♥ Date: Tuesday, January 18, 2011
sometimes i wonder just what is wrong with this bunch of people. and i thought to myself that probably, the foundations built arent strong enough, or maybe, they just. do. not. want. to. bother.
im so sick of it. i dun even know why im reacting in this way. maybe i care too much, care too much when the rest cant be bothered. that's why i feel so indignant? i feel so taken for granted? i feel so. sad for myself.
so what if this is the longest time we've known each other, so what if we tell each other that we'll always be by each other's side when things happen. so what if we always says sisters forever. so what if we always tell one another that anything just call me. we all know that all these are just superficial. cheap talks. say for the sake of saying. for the sake of making it sounds damn good? sounds like we're damn close like nobody's business. sounds like we're the best frens on earth. when in fact, all these are just fake nothings that we have to say to each other, no choice.

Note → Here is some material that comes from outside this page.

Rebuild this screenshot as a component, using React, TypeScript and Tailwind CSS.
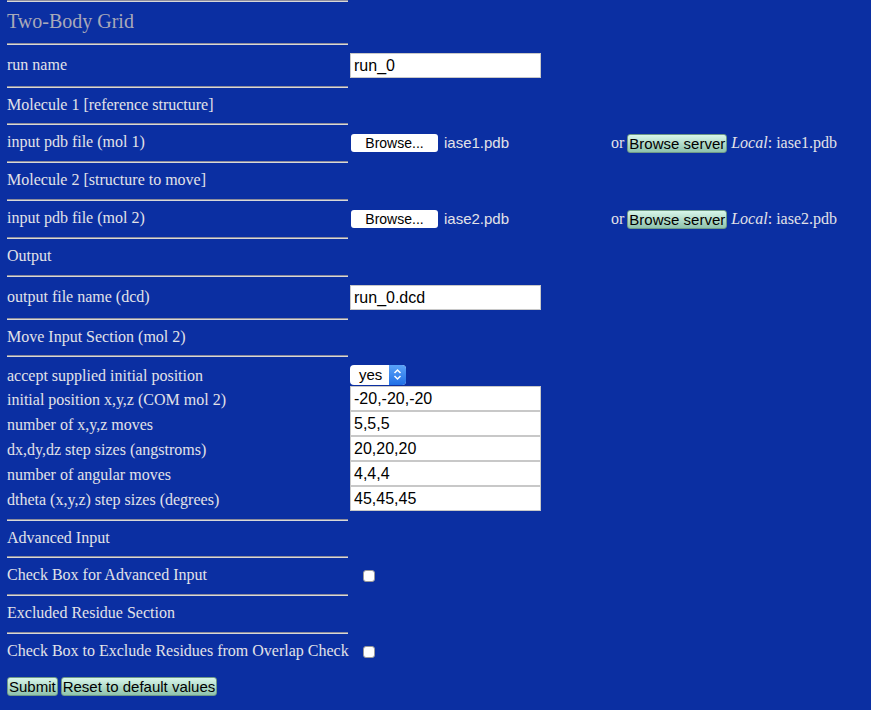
import React from 'react';

const serif = { fontFamily: '"Liberation Serif", "Times New Roman", serif' };
const sans = { fontFamily: '"Liberation Sans", Arial, sans-serif' };

function Rule() {
  return <div className="w-[341px] h-[2px] border-t border-t-[#8c8c9c] border-b border-b-[#d8d8d8]" />;
}

function Row({ h, label, tight, children }: { h: string; label: string; tight?: boolean; children?: React.ReactNode }) {
  return (
    <div className={`flex items-center ${h}`}>
      <div className={`w-[343px] shrink-0 text-[16px] leading-none text-[#e2e2e8] ${tight ? 'pt-[2px]' : 'pb-[2px]'}`}>
        {label}
      </div>
      {children}
    </div>
  );
}

function TextInput({ value }: { value: string }) {
  return (
    <div
      className="w-[191px] h-[25px] bg-white border border-[#c8c8c8] flex items-center pl-[3px] text-[16px] text-black"
      style={sans}
    >
      {value}
    </div>
  );
}

function GreenButton({ children }: { children: React.ReactNode }) {
  return (
    <button
      className="h-[19px] px-[1px] rounded-[3px] bg-gradient-to-b from-[#d8f6ea] to-[#8fc3ad] text-[15px] leading-none text-black border border-[#6f9a88]"
      style={sans}
    >
      {children}
    </button>
  );
}

function FileRow({ label, file }: { label: string; file: string }) {
  return (
    <Row h="h-[36px]" label={label}>
      <div className="flex items-center ml-[1px]">
        <button
          className="w-[87px] h-[18px] bg-white rounded-[3px] text-[14px] leading-none text-black"
          style={sans}
        >
          Browse...
        </button>
        <span className="ml-[6px] text-[15px] text-[#e2e2e8]" style={sans}>
          {file}
        </span>
      </div>
      <div className="ml-auto mr-[34px] flex items-center gap-[2px] text-[16px] text-[#e2e2e8]">
        <span className="mr-[1px]">or</span>
        <GreenButton>Browse server</GreenButton>
        <span className="ml-[2px]">
          <i className="font-medium">Local</i>: {file}
        </span>
      </div>
    </Row>
  );
}

function Checkbox() {
  return <div className="ml-[13px] w-[12px] h-[12px] bg-white rounded-[3px] border border-[#9a9a9a]" />;
}

export default function App() {
  const grid = [
    ['initial position x,y,z (COM mol 2)', '-20,-20,-20'],
    ['number of x,y,z moves', '5,5,5'],
    ['dx,dy,dz step sizes (angstroms)', '20,20,20'],
    ['number of angular moves', '4,4,4'],
    ['dtheta (x,y,z) step sizes (degrees)', '45,45,45'],
  ];

  return (
    <div className="min-h-screen w-full bg-[#0b2fa2] pl-[7px]" style={serif}>
      <Rule />
      <div className="h-[41px] flex items-center text-[20px] text-[#a9a9b9] pb-[3px]">Two-Body Grid</div>
      <Rule />
      <Row h="h-[41px]" label="run name">
        <TextInput value="run_0" />
      </Row>
      <Rule />
      <Row h="h-[35px]" label="Molecule 1 [reference structure]" />
      <Rule />
      <FileRow label="input pdb file (mol 1)" file="iase1.pdb" />
      <Rule />
      <Row h="h-[36px]" label="Molecule 2 [structure to move]" />
      <Rule />
      <FileRow label="input pdb file (mol 2)" file="iase2.pdb" />
      <Rule />
      <Row h="h-[36px]" label="Output" />
      <Rule />
      <Row h="h-[41px]" label="output file name (dcd)">
        <TextInput value="run_0.dcd" />
      </Row>
      <Rule />
      <Row h="h-[35px]" label="Move Input Section (mol 2)" />
      <Rule />
      <div className="pt-[6px]">
        <Row h="h-[23px]" label="accept supplied initial position" tight>
          <div className="flex h-[20px] w-[56px] rounded-[4px] overflow-hidden bg-white" style={sans}>
            <div className="flex-1 flex items-center pl-[9px] text-[15px] leading-none text-black">yes</div>
            <div className="w-[17px] bg-gradient-to-b from-[#5aa2f8] to-[#1f6fe6] flex items-center justify-center">
              <svg width="9" height="13" viewBox="0 0 9 13" fill="none" stroke="white" strokeWidth="1.5">
                <path d="M1.5 5 L4.5 2 L7.5 5" />
                <path d="M1.5 8 L4.5 11 L7.5 8" />
              </svg>
            </div>
          </div>
        </Row>
        {grid.map(([label, value]) => (
          <Row key={label} h="h-[25px]" label={label} tight>
            <TextInput value={value} />
          </Row>
        ))}
      </div>
      <div className="h-[8px]" />
      <Rule />
      <Row h="h-[35px]" label="Advanced Input" />
      <Rule />
      <Row h="h-[36px]" label="Check Box for Advanced Input">
        <Checkbox />
      </Row>
      <Rule />
      <Row h="h-[36px]" label="Excluded Residue Section" />
      <Rule />
      <Row h="h-[36px]" label="Check Box to Exclude Residues from Overlap Check">
        <Checkbox />
      </Row>
      <div className="flex gap-[3px] pt-[7px] pb-[14px]">
        <GreenButton>Submit</GreenButton>
        <GreenButton>Reset to default values</GreenButton>
      </div>
    </div>
  );
}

i feel that we are all trapped in the past, when we were still good. that now, watever that is being mentioned in birthday cards are all predictable things. i dun even know who are we now. like who exactly are we. what exactly is our relationship now. im jus to sick and tired of trying to pull everyone together. everytime when we meet up, i just feel scare. it's so absurd, that im scare of our outings when in a year, we only met up 5 times cos we only bother to meet up for birthday celebrations. and why i feel scare? because everyone is secretly fed up/unhappy with everyone. and i always feel that i have the responsibility to act as a clown so as to liven up the atmosphere, which everyone suan me as being crazy. i dun even have to do that in fact, but why am i doing all these? jus to make sure the celebration wun be silent and that the outing stays happy right from the start till the end. but why should i even make this effort when everyone just DO NOT make an effort to know each other even more, concern each other more, and perhaps, empathise with each other when smth happens?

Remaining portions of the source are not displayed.